The National Gallery of Art in Washington, DC
The Alba Madonna by Raphael.

The Alba Madonna by Raphael.

Yesterday my cousin was in town from New York and I decided to take her to the National Gallery of Art. We walked in exactly when a highlights tour was about to start. How could we pass up a free tour by a highly qualified docent?

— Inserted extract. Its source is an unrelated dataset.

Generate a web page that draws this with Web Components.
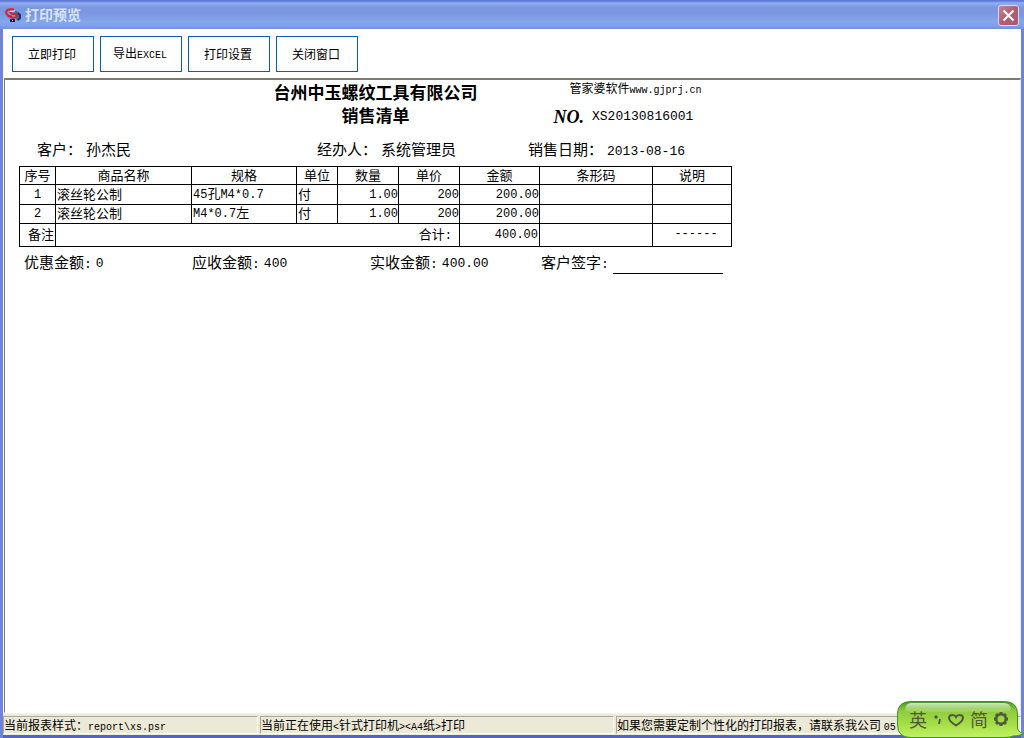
<!DOCTYPE html>
<html lang="zh-CN">
<head>
<meta charset="utf-8">
<title>打印预览</title>
<style>
html, body { margin: 0; height: 100%; }
body { font: 12px/16px "Liberation Mono", "Noto Sans CJK SC", sans-serif; color: #000; overflow: hidden; }
</style>
</head>
<body>
<app-window></app-window>
<script>
const FONT = '"Noto Sans CJK SC", sans-serif';
const LATIN = '"Liberation Mono", monospace';

function define(name, html) {
  const template = document.createElement('template');
  template.innerHTML = html;
  customElements.define(name, class extends HTMLElement {
    constructor() {
      super();
      this.attachShadow({ mode: 'open' }).append(template.content.cloneNode(true));
    }
  });
}

define('title-bar', `
<style>
:host { display: flex; align-items: center; box-sizing: border-box; height: 29px; padding: 2px 5px 0 5px; gap: 4px;
  background: linear-gradient(#6079d6 0, #6079d6 1px, #8fb0f4 3px, #7c97e0 7px, #7b97e0 14px, #83a8ec 22px, #809fe6 26px, #7590da 29px); }
h1 { flex: 1; margin: 0; padding-bottom: 4px; font: bold 14px/20px ${FONT}; color: #d8e4f8; }
button { width: 21px; height: 21px; padding: 0; border: 1px solid #d3dcf4; border-radius: 3px; background: linear-gradient(135deg, #c48496, #b05f72 50%, #a85a70); display: grid; place-items: center; }
svg { display: block; }
</style>
<svg width="16" height="16" viewBox="0 0 16 16" aria-hidden="true">
  <path d="M9 3h3l3 3v5l-3 2-1-3z" fill="#3f6f8c"/>
  <path d="M13 5l2 2v3l-2 2" fill="none" stroke="#27306e" stroke-width="2"/>
  <path d="M9 1.500Q2 .5 1 4Q1 8 7 8.500" fill="none" stroke="#e0202c" stroke-width="2"/>
  <path d="M5 4Q6 6 10 6Q13 7 11 9Q8 11 3 8" fill="none" stroke="#d81e30" stroke-width="2"/>
  <path d="M5 3.500L10 3" stroke="#e8e8f4"/>
  <path d="M5 11h5v3H5z" fill="#222"/>
  <path d="M7 12h1v1H7z" fill="#ccc"/>
</svg>
<h1><slot></slot></h1>
<button type="button" aria-label="关闭">
  <svg width="13" height="13" viewBox="0 0 13 13"><path d="M1.500 1.500l10 10M11.500 1.500l-10 10" stroke="#fff" stroke-width="2"/></svg>
</button>`);

define('tool-button', `
<style>
:host { display: block; }
button { width: 82px; height: 36px; padding: 0 2px 0 0; border: 1px solid #0a5fb4; background: #fff; color: #000; font: 12px/16px ${FONT}; }
::slotted(span) { font: 10px/16px ${LATIN}; }
</style>
<button type="button"><slot></slot></button>`);

define('tool-bar', `
<style>
:host { display: flex; gap: 6px; padding: 7px 9px 6px; background: #fff; }
</style>
<slot></slot>`);

define('sales-report', `
<style>
:host { display: block; width: 713px; font: 15px/20px ${FONT}; }
.n { font-family: ${LATIN}; }
header { display: grid; grid-template-columns: 1fr auto 1fr; column-gap: 76px; height: 56px; }
h1 { grid-column: 2; margin: 0; font: bold 17px/23px ${FONT}; text-align: center; }
.side p { margin: 0; white-space: nowrap; }
.side { display: grid; grid-template-rows: 18px 38px; align-items: center; }
.soft { padding-left: 16px; font-size: 12px; line-height: 18px; }
.soft .n { font-size: 10px; }
.no { display: flex; align-items: center; gap: 8px; }
.no b { font: italic bold 18px/24px "Liberation Serif", serif; }
.no .n { font-size: 13px; }
dl { display: grid; margin: 0; }
dl div { display: flex; align-items: center; }
dt, dd { margin: 0; white-space: nowrap; }
dl .n { font-size: 13px; }
.info { grid-template-columns: 280px 211px 1fr; padding: 3px 0 0 18px; height: 27px; }
.info div { gap: 4px; align-items: baseline; }
.sum { grid-template-columns: 168px 178px 171px 1fr; padding: 5px 0 0 5px; }
.sum div { gap: 4px; }
.line { width: 110px; height: 19px; border-bottom: 1px solid #000; }
table { width: 100%; border-collapse: collapse; table-layout: fixed; font-size: 13px; line-height: 14px; }
th, td { padding: 0 1px 2px; border: 1px solid #000; font-weight: normal; white-space: nowrap; text-align: left; }
th, .c { text-align: center; }
.r { text-align: right; padding-right: 0; }
td.n, td .n { font-size: 12px; }
td.n { padding-bottom: 0; }
tr { height: 19px; }
thead tr { height: 18px; }
tbody tr:first-child { height: 20px; }
tfoot tr { height: 23px; }
tfoot td.r { padding-right: 1px; }
tfoot td.total { padding: 0 7px 0 0; }
tfoot td.dash { padding: 0 0 2px 8px; }
</style>
<header>
  <h1>台州中玉螺纹工具有限公司<br>销售清单</h1>
  <div class="side">
    <p class="soft">管家婆软件<span class="n">www.gjprj.cn</span></p>
    <p class="no"><b>NO.</b><span class="n">XS20130816001</span></p>
  </div>
</header>
<dl class="info">
  <div><dt>客户：</dt><dd>孙杰民</dd></div>
  <div><dt>经办人：</dt><dd>系统管理员</dd></div>
  <div><dt>销售日期：</dt><dd class="n">2013-08-16</dd></div>
</dl>
<table>
  <colgroup><col style="width:36px"><col style="width:136px"><col style="width:105px"><col style="width:41px"><col style="width:61px"><col style="width:61px"><col style="width:80px"><col style="width:113px"><col style="width:79px"></colgroup>
  <thead><tr><th>序号</th><th>商品名称</th><th>规格</th><th>单位</th><th>数量</th><th>单价</th><th>金额</th><th>条形码</th><th>说明</th></tr></thead>
  <tbody>
    <tr><td class="c n">1</td><td>滚丝轮公制</td><td><span class="n">45</span>孔<span class="n">M4*0.7</span></td><td>付</td><td class="r n">1.00</td><td class="r n">200</td><td class="r n">200.00</td><td></td><td></td></tr>
    <tr><td class="c n">2</td><td>滚丝轮公制</td><td><span class="n">M4*0.7</span>左</td><td>付</td><td class="r n">1.00</td><td class="r n">200</td><td class="r n">200.00</td><td></td><td></td></tr>
  </tbody>
  <tfoot><tr><td class="r">备注</td><td colspan="5" class="r total">合计<span class="n">:</span></td><td class="r n">400.00</td><td></td><td class="c n dash">------</td></tr></tfoot>
</table>
<dl class="sum">
  <div><dt>优惠金额<span class="n">:</span></dt><dd class="n">0</dd></div>
  <div><dt>应收金额<span class="n">:</span></dt><dd class="n">400</dd></div>
  <div><dt>实收金额<span class="n">:</span></dt><dd class="n">400.00</dd></div>
  <div><dt>客户签字<span class="n">:</span></dt><dd class="line"></dd></div>
</dl>`);

define('status-bar', `
<style>
:host { display: grid; grid-template-columns: 255px 354px 1fr; gap: 2px; padding: 2px 0 1px; background: #ece9d8; border-top: 1px solid #f6f4ec; }
</style>
<slot></slot>`);

define('status-panel', `
<style>
:host { display: block; min-width: 0; box-sizing: border-box; height: 18px; overflow: hidden; white-space: nowrap; border: 1px solid; border-color: #aca899 #fff #fff #aca899; font: 12px/16px ${FONT}; }
::slotted(span) { font: 10px/16px ${LATIN}; }
</style>
<slot></slot>`);

define('ime-bar', `
<style>
:host { position: absolute; right: 0; bottom: 0; display: block; width: 127px; height: 38px; }
.skin { position: absolute; inset: 0; }
.keys { position: relative; display: flex; align-items: center; height: 38px; padding-left: 12px; gap: 5px; }
button { padding: 0; border: 0; background: none; color: #50593f; font: 18px/24px ${FONT}; display: grid; place-items: center; }
</style>
<svg class="skin" width="127" height="38" viewBox="0 0 127 38" aria-hidden="true">
  <defs>
    <linearGradient id="g" x1="0" y1="0" x2="0" y2="1"><stop offset="0" stop-color="#3f9a1c"/><stop offset=".25" stop-color="#8ecb3e"/><stop offset=".6" stop-color="#a3dc45"/><stop offset="1" stop-color="#c2f264"/></linearGradient>
    <linearGradient id="s" x1="0" y1="0" x2="0" y2="1"><stop offset="0" stop-color="#d3e8c4"/><stop offset="1" stop-color="#b0dc72" stop-opacity=".4"/></linearGradient>
  </defs>
  <path d="M14 1.500H107Q120.500 1.500 120.500 14V28Q121 32 126.500 33.500Q122 36.500 116 36Q113 37.500 107 37.500H14Q.5 37.500 .5 25V14Q.5 1.500 14 1.500Z" fill="url(#g)" stroke="#3e9422"/>
  <path d="M14 3H107Q113 3 114 9Q112 12 106 12H15Q9 12 8 9Q9 3 14 3Z" fill="url(#s)"/>
</svg>
<div class="keys">
  <button type="button">英</button>
  <button type="button" aria-label="标点"><svg width="10" height="16" viewBox="0 0 10 16"><circle cx="4" cy="6" r="1.700" fill="#50593f"/><path d="M8 8l-1 5" stroke="#50593f" stroke-width="1.800"/></svg></button>
  <button type="button" aria-label="皮肤"><svg width="18" height="16" viewBox="0 0 18 16"><path d="M9 14.500Q2 10 2 7Q2 4 5.500 4Q8 4 9 6Q10 4 12.500 4Q16 4 16 7Q16 10 9 14.500Z" fill="none" stroke="#50593f" stroke-width="2"/></svg></button>
  <button type="button">简</button>
  <button type="button" aria-label="设置"><svg width="16" height="16" viewBox="0 0 16 16"><circle cx="8" cy="8" r="4.800" fill="none" stroke="#50593f" stroke-width="2.600"/><path d="M8 1v2M8 13v2M1 8h2M13 8h2M3 3l1.500 1.500M11.500 11.500L13 13M13 3l-1.500 1.500M4.500 11.500L3 13" stroke="#50593f" stroke-width="3"/></svg></button>
</div>`);

define('app-window', `
<style>
:host { position: relative; display: flex; flex-direction: column; box-sizing: border-box; height: 100vh; background: #6d83dc; }
.client { flex: 1; min-height: 0; display: flex; flex-direction: column; margin: 0 3px; border-bottom: 3px solid #5862c4; background: #fff; }
main { flex: 1; min-height: 0; margin-left: 1px; padding: 0 0 0 14px; overflow: hidden; border: 1px solid #807c6c; border-right-color: #ece9d8; border-bottom-color: #fff; border-top-width: 2px; }
</style>
<title-bar>打印预览</title-bar>
<div class="client">
  <tool-bar>
    <tool-button>立即打印</tool-button>
    <tool-button>导出<span>EXCEL</span></tool-button>
    <tool-button>打印设置</tool-button>
    <tool-button>关闭窗口</tool-button>
  </tool-bar>
  <main><sales-report></sales-report></main>
  <status-bar>
    <status-panel>当前报表样式：<span>report\\xs.psr</span></status-panel>
    <status-panel>当前正在使用<span>&lt;</span>针式打印机<span>&gt;&lt;A4</span>纸<span>&gt;</span>打印</status-panel>
    <status-panel>如果您需要定制个性化的打印报表，请联系我公司 <span>05</span></status-panel>
  </status-bar>
</div>
<ime-bar></ime-bar>`);
</script>
</body>
</html>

Half way through the tour I noticed that we had not seen a single painting by a woman artist. Lots of the paintings we viewed were of women since lots of the works painted during the Italian Renaissance were of the Madonna and Child. Of course, Raphael’s Alba Madonna was highlighted, as was Leonardo da Vinci’s Ginevra de’ Benci. As we listened to a lecture on Rembrandt’s Self-Portrait, I decided to look at the glossy brochure in my hand pointing out the museum highlights (pdf version here.) I scanned the pictures of the twelve paintings and their descriptions, and then read the names of the artists. To my surprise, and I am not sure why I was surprised, not a single painting on the museum’s highlights tour was painted by a woman. I pointed this out to our guide, a woman, and she said that was unfortunate, but really didn’t seem that upset.

I looked around and noticed the museum was teeming with students. My cousin commented that she wanted to bring her granddaughter, a budding artist, to the museum. But what message would she and the hundreds of girls I saw wandering the halls of the National Gallery of Art take from the experience? Women make great subjects but are lousy painters. What other message is there?